Overall, I enjoyed this final installment of the series. I felt that it wrapped up most everything that Rowling set out to do from the start. There are a few little things that have always left me wondering and it’s about minor characters because those are the ones I believe really make the novels I read great (and so does Tom for these in particular). I honestly believe Rowling won’t go back to the magical world of Harry Potter, unless she squanders her money and desperately needs more, but I’d still like to know how things ended up.

When I frist read the ‘nineteen years later’ epilogue I was really mad that she did it, but now looking back I’m glad she gave that bit of insight. I would still like to know what happened to Dudley (did him and Harry become friends?), what happened to Kreecher (do the Potter’s now live in Grimmauld place?) and what about all of the other characters we’ve grown to love like Luna and the rest of the Weasleys and the other professors?
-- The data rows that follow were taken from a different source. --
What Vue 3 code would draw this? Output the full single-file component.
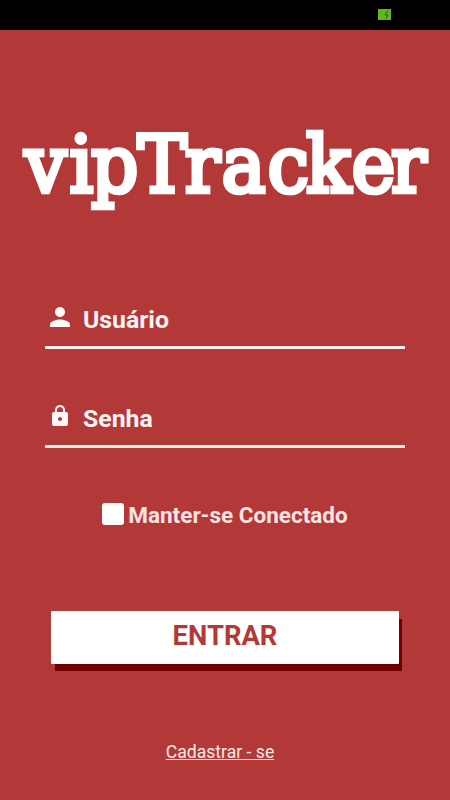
<script setup>
import { ref } from 'vue';

const user = ref('');
const password = ref('');
const keepConnected = ref(false);
</script>

<template>
  <div class="screen">
    <div class="status-bar">
      <svg class="battery" width="13" height="11" viewBox="0 0 13 11">
        <rect width="13" height="11" fill="#65b51b" />
        <path d="M9.8 1.5L7 6h3.2L8 9.5" fill="none" stroke="#245c0b" stroke-width="1" />
      </svg>
    </div>

    <svg class="logo" width="450" height="140" viewBox="0 0 450 140">
      <text
        transform="scale(0.95 1)"
        x="26 73.2 95.8 144.8 194.4 233.2 281.6 322.2 370 411.5"
        y="92"
      >vipTracker</text>
    </svg>

    <form class="login" @submit.prevent>
      <label class="field">
        <svg class="field-icon" width="30" height="30" viewBox="0 0 24 24">
          <path d="M12 12c2.21 0 4-1.79 4-4s-1.79-4-4-4-4 1.79-4 4 1.79 4 4 4zm0 2c-2.67 0-8 1.34-8 4v2h16v-2c0-2.66-5.33-4-8-4z" />
        </svg>
        <input v-model="user" type="text" placeholder="Usuário" />
      </label>

      <label class="field">
        <svg class="field-icon" width="24" height="24" viewBox="0 0 24 24">
          <path d="M18 8h-1V6c0-2.76-2.24-5-5-5S7 3.24 7 6v2H6c-1.1 0-2 .9-2 2v10c0 1.1.9 2 2 2h12c1.1 0 2-.9 2-2V10c0-1.1-.9-2-2-2zm-6 9c-1.1 0-2-.9-2-2s.9-2 2-2 2 .9 2 2-.9 2-2 2zm3.1-9H8.9V6c0-1.71 1.39-3.1 3.1-3.1s3.1 1.39 3.1 3.1v2z" />
        </svg>
        <input v-model="password" type="password" placeholder="Senha" />
      </label>

      <label class="keep">
        <input v-model="keepConnected" type="checkbox" />
        <span>Manter-se Conectado</span>
      </label>

      <button class="enter" type="submit">ENTRAR</button>
    </form>

    <a class="register" href="#">Cadastrar - se</a>
  </div>
</template>

<style>
body {
  background: #b33939;
}
</style>

<style scoped>
.screen {
  width: 450px;
  height: 800px;
  display: flex;
  flex-direction: column;
  align-items: center;
  overflow: hidden;
  background: #b33939;
  color: #fff;
  font-family: Roboto, sans-serif;
}

.status-bar {
  width: 100%;
  height: 30px;
  flex: none;
  box-sizing: border-box;
  padding: 9px 59px 0 0;
  display: flex;
  justify-content: flex-end;
  align-items: flex-start;
  background: #000;
}

.logo {
  flex: none;
  margin-top: 70px;
  overflow: visible;
  fill: #fff;
  /* thickens the thin serifs into slabs */
  stroke: #fff;
  stroke-width: 4.6px;
  font-family: "DejaVu Serif", serif;
  font-weight: 400;
  font-size: 78px;
}

.login {
  width: 360px;
  display: flex;
  flex-direction: column;
  align-items: center;
  margin-top: 52px;
}

.field {
  width: 360px;
  height: 57px;
  box-sizing: border-box;
  display: flex;
  border-bottom: 3px solid #fff0ef;
}

.field + .field {
  margin-top: 42px;
}

.field-icon {
  flex: none;
  width: 30px;
  margin-top: 10px;
  fill: #fff8f7;
}

.field + .field .field-icon {
  margin-top: 13px;
}

.field input {
  width: 300px;
  height: 54px;
  box-sizing: border-box;
  margin: 0 0 0 8px;
  padding: 1px 0 0;
  border: none;
  outline: none;
  background: transparent;
  color: #fff4f2;
  font: 700 24.8px Roboto, sans-serif;
}

.field input::placeholder {
  color: #fff4f2;
  opacity: 1;
}

.keep {
  display: flex;
  align-items: center;
  height: 30px;
  margin-top: 51px;
  gap: 4px;
  color: #ffe4e2;
  font-size: 22.5px;
  font-weight: 700;
  white-space: nowrap;
}

.keep input {
  appearance: none;
  width: 22px;
  height: 22px;
  margin: 0;
  border-radius: 3px;
  background: #fff;
}

.keep input:checked {
  background: #700000;
  border: 3px solid #fff;
}

.keep span {
  padding-top: 1px;
}

.enter {
  width: 348px;
  height: 53px;
  margin-top: 82px;
  padding: 0 0 4px;
  border: none;
  border-radius: 1px;
  background: #fff;
  box-shadow: 3.5px 7.5px 0 -0.5px #700000;
  color: #b33939;
  font: 700 27.4px Roboto, sans-serif;
}

.register {
  margin: 77px 10px 0 0;
  color: #ffe9e6;
  font-size: 17.6px;
  line-height: 22px;
}
</style>
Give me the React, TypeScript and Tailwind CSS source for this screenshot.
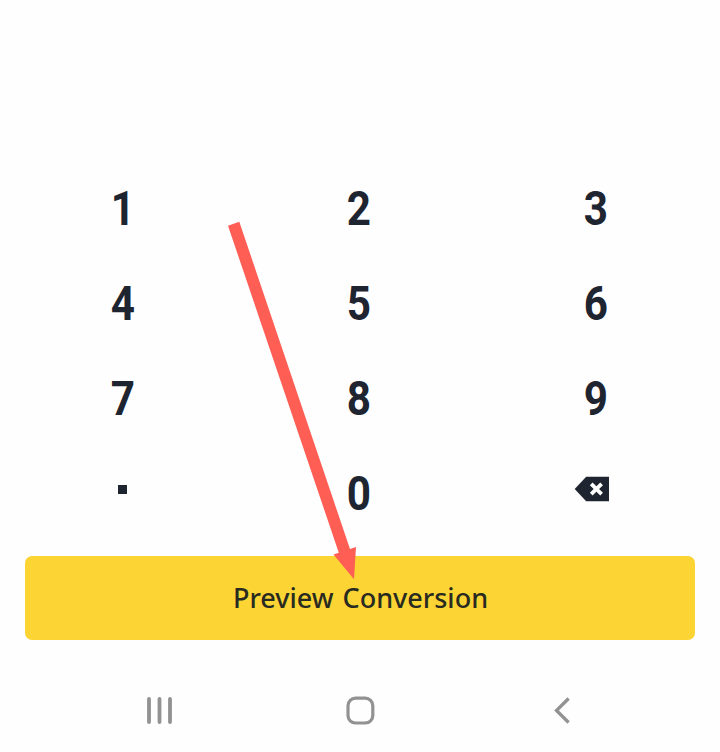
const rows = [
  ['1', '2', '3'],
  ['4', '5', '6'],
  ['7', '8', '9'],
];

function Digit({ value }: { value: string }) {
  return (
    <button className="flex h-[95px] items-center justify-center">
      <span className="block scale-x-[0.88] pr-px leading-[56px]">{value}</span>
    </button>
  );
}

function BackspaceIcon() {
  return (
    <svg width="36" height="26" viewBox="0 0 36 26" aria-label="Delete">
      <path d="M.7 13 12.2 .8H35v24.4H12.2Z" fill="#1e2530" />
      <path d="m17.2 7.8 10.4 10.4m0-10.4L17.2 18.2" stroke="#fff" strokeWidth="3.8" />
    </svg>
  );
}

export default function App() {
  return (
    <main className="relative flex h-[752px] w-[720px] flex-col overflow-hidden bg-[#fefefe] pt-[161px]">
      <div className="ml-[5px] grid w-[709px] grid-cols-3 font-[Roboto,sans-serif] text-[48px] font-bold text-[#1e2530]">
        {rows.flat().map((n) => (
          <Digit key={n} value={n} />
        ))}
        <button className="flex h-[95px] justify-center pt-[39px] pr-px" aria-label="Decimal point">
          <span className="size-[9px] bg-[#1e2530]" />
        </button>
        <Digit value="0" />
        <button className="flex h-[95px] justify-center pt-[30px] pr-[7px]">
          <BackspaceIcon />
        </button>
      </div>
      <button className="mx-[25px] mt-[15px] flex h-[84px] items-center justify-center rounded-[7px] bg-[#fcd535] pl-px font-['Noto_Sans',sans-serif] text-[27px] font-medium [word-spacing:2px] text-[#292b20]">
        Preview Conversion
      </button>
      <nav className="mt-[56px] flex pl-[146px]">
        <svg width="28" height="30" viewBox="0 0 28 30" aria-label="Recent apps">
          <path d="M3 3v23M13.5 3v23M24 3v23" fill="none" stroke="#929292" strokeWidth="3.8" strokeLinecap="round" />
        </svg>
        <svg className="ml-[171px]" width="30" height="30" viewBox="0 0 30 30" aria-label="Home">
          <rect x="3" y="2.2" width="24.8" height="24.8" rx="7.5" fill="none" stroke="#929292" strokeWidth="3.2" />
        </svg>
        <svg className="ml-[178px]" width="18" height="30" viewBox="0 0 18 30" aria-label="Back">
          <path d="M15.6 2.5 3.5 14.5 15.6 26.5" fill="none" stroke="#929292" strokeWidth="3.3" />
        </svg>
      </nav>
      <svg className="pointer-events-none absolute inset-0" width="720" height="752" viewBox="0 0 720 752">
        <path d="M228 225.7 239.3 221.7 350 549 356 547 354 579.3 333.5 554.5 338.8 552.7Z" fill="#ff5e55" />
      </svg>
    </main>
  );
}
If there is one part that I didn’t like about the novel that I didn’t like is that the action was all packed within clumps of pages. For example the opening 65 pages are pretty action packed, the last 100 pages are beyond action packed and there are about 40 pages in the middle that are absolutely action packed and everything else is just sort of waffling and filler. I understand why she did this, but you’d think the action would’ve been spread out a bit more throughout the book. I found myself, as I was re-reading, this time unable to put the book down again at certain points. Twice I found myself awake well after 1:00am saying ’10 more pages’ or ‘one more chapter,’ and this was due to the action packed parts of the book which even though I’d read it before made it incredibly difficult to put the book down.

Recommendation: Read it, of course! It’s a great finale to the end of an amazing series.

Opening Line: “The two men appeared out of nowhere, a few yards apart in the narrow, moonlit lane.”

Closing Line: “The scar had not pained Harry for nineteen years. All was well.” (Whited out.)


22 thoughts on “Book 133: Harry Potter and the Deathly Hallows – J.K. Rowling”

  1. Thank you for mentioning my read-along! I really appreciate it.
    I was also initially upset by the 19 years later part, but now that the book has been out for years and the movies over, I feel comfort in knowing at least a little of what happened after the war. Like you, I want to know more, of course, but perhaps JK Rowling wanted to leave some things up to our imagination.
    All was well indeed. 🙂


  2. I always thought it was pretty evenly spread action-wise, perhaps the lull in the middle was more welcome for me as a chance to relax a little.

    I loved the final book although I have only read it twice. The second time I remember longing for Hogwarts and just feeling really sad that I’d never go back there properly again. I felt that at the end of the 6th book but during the 7th it just brought it home. Harry was so lost and had so much hanging on his shoulders – he’s just a kid and didn’t know what to do.

    I actually feel something akin to physical pain even just thinking about it actually. There are many parts of this book really that just left my chest physically aching from all the tension and trying not to cry. Part of me still just sad that I’ll never read another new adventure in HP land.

    Don’t get me wrong – if JKR said was going to write a sequel series I’d be hugely disappointed because it should just be left alone. HP is so special to me and to others, I don’t want it to be milked and for me to end up reading it just because. It’d never be so special again. The books are so tied up with my childhood and memories of when I first read them. I don’t reckon there will ever be another series like this – it’s not as if I’m going to have another childhood again. Re-reading HP is like being in a safe, happy place. It isn’t actually so good for real life as last time I read it I think I left real-life piling up at the door.


    1. I know what you mean. It doesn’t get easier saying goodbye even though I’ve done it countless times before. It actually gets a little harder each time because I’m so over-anticipating what’s coming…


  3. Awake after 1am reading only twice? I recall that happening more than two times… just saying.

    And yes, everyone who gave me a hard time for not reading HP, I am currently on book three and can’t get enough.

    Perhaps I shall do a “celebrity” blog post (heavy emphasis on perhaps).


      1. Haha yeah the film did feature Neville going after Luna, but never got that feeling from the book. Was recently helping my boyfriend to move rooms and found he has a pristine matching set of this series. I want to steal them and read them right now!


    1. JK did an interview thing after DH (when it came out that Dumbledore was gay and there was the whole hoopla about that) where she said about what happened to the various characters. I think she said Luna went off travelling and Neville married thingamebob Bones.


      1. Oh – I will definitely have to look that up. I sort of blocked out all HP after it ended for a while. I definitely read the short card she wrote about Sirius and James for the charity book.


  4. I first read Harry potter when I was 9 and followed it religiously as it came out. When the last book came out i did t eat breath or sleep until I had consumed it and answered Ally questions but atlas it left me sad and angry just like you felt when it was all over. I was ironically 17 as well. I felt like my childhood was over.
    Then I found the chamber of secret shortly after my own undergrad graduation and as I started a new job that I absolutely hated Harry kept me sane because I was young again and even though I knew what was going to happen I still gasped and cried with a turn of a page. I got fired from my job shortly afteXr I finished order of the pheanix and the last two have helped through this difficult time. Thank you for your article it it has made me realize I am not alone.


    1. Thanks for stopping by and for the comment. It’s really great how books can really take a permanent place input consciousness and help us through good and bad times.